<<<<

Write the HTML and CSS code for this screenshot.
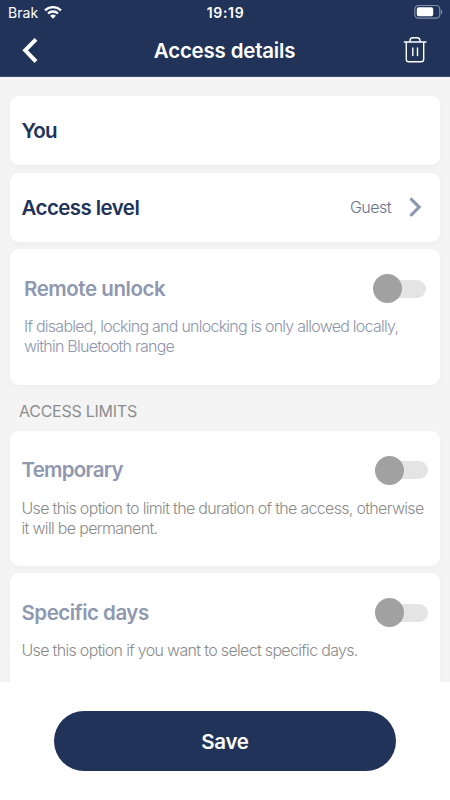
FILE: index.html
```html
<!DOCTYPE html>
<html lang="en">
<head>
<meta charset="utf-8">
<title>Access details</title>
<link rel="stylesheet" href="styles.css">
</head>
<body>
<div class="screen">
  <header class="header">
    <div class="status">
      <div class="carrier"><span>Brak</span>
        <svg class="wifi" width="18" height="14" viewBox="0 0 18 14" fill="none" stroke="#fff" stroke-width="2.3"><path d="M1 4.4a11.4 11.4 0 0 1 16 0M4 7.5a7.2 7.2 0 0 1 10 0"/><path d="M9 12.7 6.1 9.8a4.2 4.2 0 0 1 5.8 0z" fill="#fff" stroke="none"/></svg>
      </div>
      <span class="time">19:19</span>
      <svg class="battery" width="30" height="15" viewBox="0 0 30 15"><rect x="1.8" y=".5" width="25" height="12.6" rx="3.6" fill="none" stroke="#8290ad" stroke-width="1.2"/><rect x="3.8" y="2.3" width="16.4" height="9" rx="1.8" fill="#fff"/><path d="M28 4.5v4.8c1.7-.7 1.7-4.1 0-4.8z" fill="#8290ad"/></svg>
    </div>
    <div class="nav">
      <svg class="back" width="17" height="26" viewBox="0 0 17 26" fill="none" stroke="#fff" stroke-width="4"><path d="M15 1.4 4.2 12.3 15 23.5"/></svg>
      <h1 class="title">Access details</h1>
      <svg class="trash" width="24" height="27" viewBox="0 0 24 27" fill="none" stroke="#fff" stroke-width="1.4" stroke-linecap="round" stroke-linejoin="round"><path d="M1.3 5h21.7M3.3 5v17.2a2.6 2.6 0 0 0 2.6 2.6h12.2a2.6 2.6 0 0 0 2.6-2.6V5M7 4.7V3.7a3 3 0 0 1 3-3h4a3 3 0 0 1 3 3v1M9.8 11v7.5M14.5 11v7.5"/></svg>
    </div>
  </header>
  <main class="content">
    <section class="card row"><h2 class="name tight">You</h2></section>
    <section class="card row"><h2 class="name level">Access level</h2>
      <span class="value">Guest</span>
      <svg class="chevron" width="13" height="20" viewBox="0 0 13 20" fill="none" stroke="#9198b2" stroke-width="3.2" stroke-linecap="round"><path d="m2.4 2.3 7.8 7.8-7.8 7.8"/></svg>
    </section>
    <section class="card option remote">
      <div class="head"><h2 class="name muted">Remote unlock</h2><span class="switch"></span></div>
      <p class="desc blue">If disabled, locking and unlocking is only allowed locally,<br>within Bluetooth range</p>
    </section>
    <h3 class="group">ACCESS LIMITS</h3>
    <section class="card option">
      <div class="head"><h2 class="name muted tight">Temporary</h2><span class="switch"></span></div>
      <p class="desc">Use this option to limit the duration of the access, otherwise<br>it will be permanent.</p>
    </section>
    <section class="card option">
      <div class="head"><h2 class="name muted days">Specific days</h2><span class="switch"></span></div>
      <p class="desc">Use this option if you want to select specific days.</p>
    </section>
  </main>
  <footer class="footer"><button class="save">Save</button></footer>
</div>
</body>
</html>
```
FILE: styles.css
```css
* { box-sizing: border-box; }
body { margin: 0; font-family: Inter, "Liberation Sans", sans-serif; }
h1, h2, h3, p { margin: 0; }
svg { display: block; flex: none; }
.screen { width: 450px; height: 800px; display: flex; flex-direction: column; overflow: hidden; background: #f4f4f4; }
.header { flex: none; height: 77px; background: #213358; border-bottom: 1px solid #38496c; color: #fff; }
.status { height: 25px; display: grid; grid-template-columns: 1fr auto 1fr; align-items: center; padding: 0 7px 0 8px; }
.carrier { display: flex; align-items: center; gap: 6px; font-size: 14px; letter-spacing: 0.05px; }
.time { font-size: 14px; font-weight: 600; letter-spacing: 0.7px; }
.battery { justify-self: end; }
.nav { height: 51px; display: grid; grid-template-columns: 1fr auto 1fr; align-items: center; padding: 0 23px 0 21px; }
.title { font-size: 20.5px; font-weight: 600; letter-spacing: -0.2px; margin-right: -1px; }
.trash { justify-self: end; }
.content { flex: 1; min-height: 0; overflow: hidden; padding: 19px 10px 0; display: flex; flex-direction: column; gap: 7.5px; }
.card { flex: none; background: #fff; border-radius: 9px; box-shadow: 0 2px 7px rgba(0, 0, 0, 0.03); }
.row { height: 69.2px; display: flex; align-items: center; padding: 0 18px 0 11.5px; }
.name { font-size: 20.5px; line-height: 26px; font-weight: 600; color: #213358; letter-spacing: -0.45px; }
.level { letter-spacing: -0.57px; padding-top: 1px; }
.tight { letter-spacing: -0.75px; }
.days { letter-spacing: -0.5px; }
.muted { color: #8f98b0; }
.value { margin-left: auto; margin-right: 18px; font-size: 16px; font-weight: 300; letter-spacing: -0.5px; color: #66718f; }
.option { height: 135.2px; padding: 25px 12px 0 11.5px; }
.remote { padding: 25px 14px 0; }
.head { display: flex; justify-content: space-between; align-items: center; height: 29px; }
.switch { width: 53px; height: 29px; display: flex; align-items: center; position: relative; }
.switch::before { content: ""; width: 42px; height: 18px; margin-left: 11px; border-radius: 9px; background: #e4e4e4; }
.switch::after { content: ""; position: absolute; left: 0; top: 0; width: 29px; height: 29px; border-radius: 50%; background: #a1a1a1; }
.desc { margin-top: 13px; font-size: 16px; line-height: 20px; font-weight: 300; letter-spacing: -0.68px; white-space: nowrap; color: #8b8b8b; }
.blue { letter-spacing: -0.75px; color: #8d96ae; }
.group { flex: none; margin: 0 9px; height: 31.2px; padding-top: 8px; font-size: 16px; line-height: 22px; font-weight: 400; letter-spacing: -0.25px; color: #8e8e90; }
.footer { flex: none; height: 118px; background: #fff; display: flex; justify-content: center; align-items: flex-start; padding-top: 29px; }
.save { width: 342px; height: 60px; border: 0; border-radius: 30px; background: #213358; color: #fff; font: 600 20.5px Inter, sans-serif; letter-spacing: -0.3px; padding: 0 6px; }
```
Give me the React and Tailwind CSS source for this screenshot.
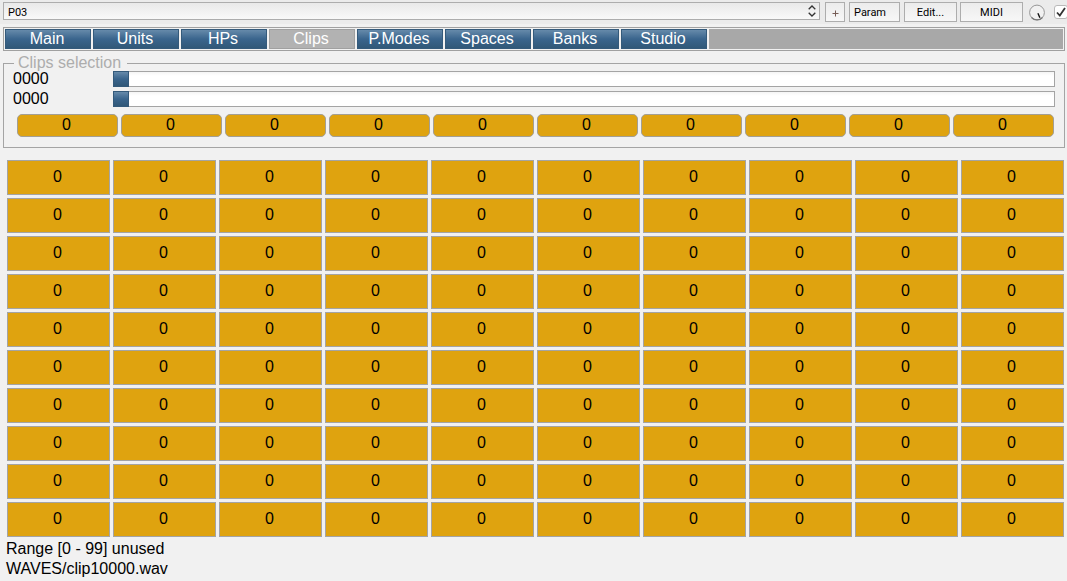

>>>>

Task details: Repeat the listing in full and exactly. Do not include any images.

Task response:
Write the HTML and CSS code for this screenshot.
FILE: index.html
```html
<!DOCTYPE html>
<html lang="en">
<head>
<meta charset="utf-8">
<title>Access details</title>
<link rel="stylesheet" href="styles.css">
</head>
<body>
<div class="screen">
  <header class="header">
    <div class="status">
      <div class="carrier"><span>Brak</span>
        <svg class="wifi" width="18" height="14" viewBox="0 0 18 14" fill="none" stroke="#fff" stroke-width="2.3"><path d="M1 4.4a11.4 11.4 0 0 1 16 0M4 7.5a7.2 7.2 0 0 1 10 0"/><path d="M9 12.7 6.1 9.8a4.2 4.2 0 0 1 5.8 0z" fill="#fff" stroke="none"/></svg>
      </div>
      <span class="time">19:19</span>
      <svg class="battery" width="30" height="15" viewBox="0 0 30 15"><rect x="1.8" y=".5" width="25" height="12.6" rx="3.6" fill="none" stroke="#8290ad" stroke-width="1.2"/><rect x="3.8" y="2.3" width="16.4" height="9" rx="1.8" fill="#fff"/><path d="M28 4.5v4.8c1.7-.7 1.7-4.1 0-4.8z" fill="#8290ad"/></svg>
    </div>
    <div class="nav">
      <svg class="back" width="17" height="26" viewBox="0 0 17 26" fill="none" stroke="#fff" stroke-width="4"><path d="M15 1.4 4.2 12.3 15 23.5"/></svg>
      <h1 class="title">Access details</h1>
      <svg class="trash" width="24" height="27" viewBox="0 0 24 27" fill="none" stroke="#fff" stroke-width="1.4" stroke-linecap="round" stroke-linejoin="round"><path d="M1.3 5h21.7M3.3 5v17.2a2.6 2.6 0 0 0 2.6 2.6h12.2a2.6 2.6 0 0 0 2.6-2.6V5M7 4.7V3.7a3 3 0 0 1 3-3h4a3 3 0 0 1 3 3v1M9.8 11v7.5M14.5 11v7.5"/></svg>
    </div>
  </header>
  <main class="content">
    <section class="card row"><h2 class="name tight">You</h2></section>
    <section class="card row"><h2 class="name level">Access level</h2>
      <span class="value">Guest</span>
      <svg class="chevron" width="13" height="20" viewBox="0 0 13 20" fill="none" stroke="#9198b2" stroke-width="3.2" stroke-linecap="round"><path d="m2.4 2.3 7.8 7.8-7.8 7.8"/></svg>
    </section>
    <section class="card option remote">
      <div class="head"><h2 class="name muted">Remote unlock</h2><span class="switch"></span></div>
      <p class="desc blue">If disabled, locking and unlocking is only allowed locally,<br>within Bluetooth range</p>
    </section>
    <h3 class="group">ACCESS LIMITS</h3>
    <section class="card option">
      <div class="head"><h2 class="name muted tight">Temporary</h2><span class="switch"></span></div>
      <p class="desc">Use this option to limit the duration of the access, otherwise<br>it will be permanent.</p>
    </section>
    <section class="card option">
      <div class="head"><h2 class="name muted days">Specific days</h2><span class="switch"></span></div>
      <p class="desc">Use this option if you want to select specific days.</p>
    </section>
  </main>
  <footer class="footer"><button class="save">Save</button></footer>
</div>
</body>
</html>
```
FILE: styles.css
```css
* { box-sizing: border-box; }
body { margin: 0; font-family: Inter, "Liberation Sans", sans-serif; }
h1, h2, h3, p { margin: 0; }
svg { display: block; flex: none; }
.screen { width: 450px; height: 800px; display: flex; flex-direction: column; overflow: hidden; background: #f4f4f4; }
.header { flex: none; height: 77px; background: #213358; border-bottom: 1px solid #38496c; color: #fff; }
.status { height: 25px; display: grid; grid-template-columns: 1fr auto 1fr; align-items: center; padding: 0 7px 0 8px; }
.carrier { display: flex; align-items: center; gap: 6px; font-size: 14px; letter-spacing: 0.05px; }
.time { font-size: 14px; font-weight: 600; letter-spacing: 0.7px; }
.battery { justify-self: end; }
.nav { height: 51px; display: grid; grid-template-columns: 1fr auto 1fr; align-items: center; padding: 0 23px 0 21px; }
.title { font-size: 20.5px; font-weight: 600; letter-spacing: -0.2px; margin-right: -1px; }
.trash { justify-self: end; }
.content { flex: 1; min-height: 0; overflow: hidden; padding: 19px 10px 0; display: flex; flex-direction: column; gap: 7.5px; }
.card { flex: none; background: #fff; border-radius: 9px; box-shadow: 0 2px 7px rgba(0, 0, 0, 0.03); }
.row { height: 69.2px; display: flex; align-items: center; padding: 0 18px 0 11.5px; }
.name { font-size: 20.5px; line-height: 26px; font-weight: 600; color: #213358; letter-spacing: -0.45px; }
.level { letter-spacing: -0.57px; padding-top: 1px; }
.tight { letter-spacing: -0.75px; }
.days { letter-spacing: -0.5px; }
.muted { color: #8f98b0; }
.value { margin-left: auto; margin-right: 18px; font-size: 16px; font-weight: 300; letter-spacing: -0.5px; color: #66718f; }
.option { height: 135.2px; padding: 25px 12px 0 11.5px; }
.remote { padding: 25px 14px 0; }
.head { display: flex; justify-content: space-between; align-items: center; height: 29px; }
.switch { width: 53px; height: 29px; display: flex; align-items: center; position: relative; }
.switch::before { content: ""; width: 42px; height: 18px; margin-left: 11px; border-radius: 9px; background: #e4e4e4; }
.switch::after { content: ""; position: absolute; left: 0; top: 0; width: 29px; height: 29px; border-radius: 50%; background: #a1a1a1; }
.desc { margin-top: 13px; font-size: 16px; line-height: 20px; font-weight: 300; letter-spacing: -0.68px; white-space: nowrap; color: #8b8b8b; }
.blue { letter-spacing: -0.75px; color: #8d96ae; }
.group { flex: none; margin: 0 9px; height: 31.2px; padding-top: 8px; font-size: 16px; line-height: 22px; font-weight: 400; letter-spacing: -0.25px; color: #8e8e90; }
.footer { flex: none; height: 118px; background: #fff; display: flex; justify-content: center; align-items: flex-start; padding-top: 29px; }
.save { width: 342px; height: 60px; border: 0; border-radius: 30px; background: #213358; color: #fff; font: 600 20.5px Inter, sans-serif; letter-spacing: -0.3px; padding: 0 6px; }
```
Give me the React and Tailwind CSS source for this screenshot.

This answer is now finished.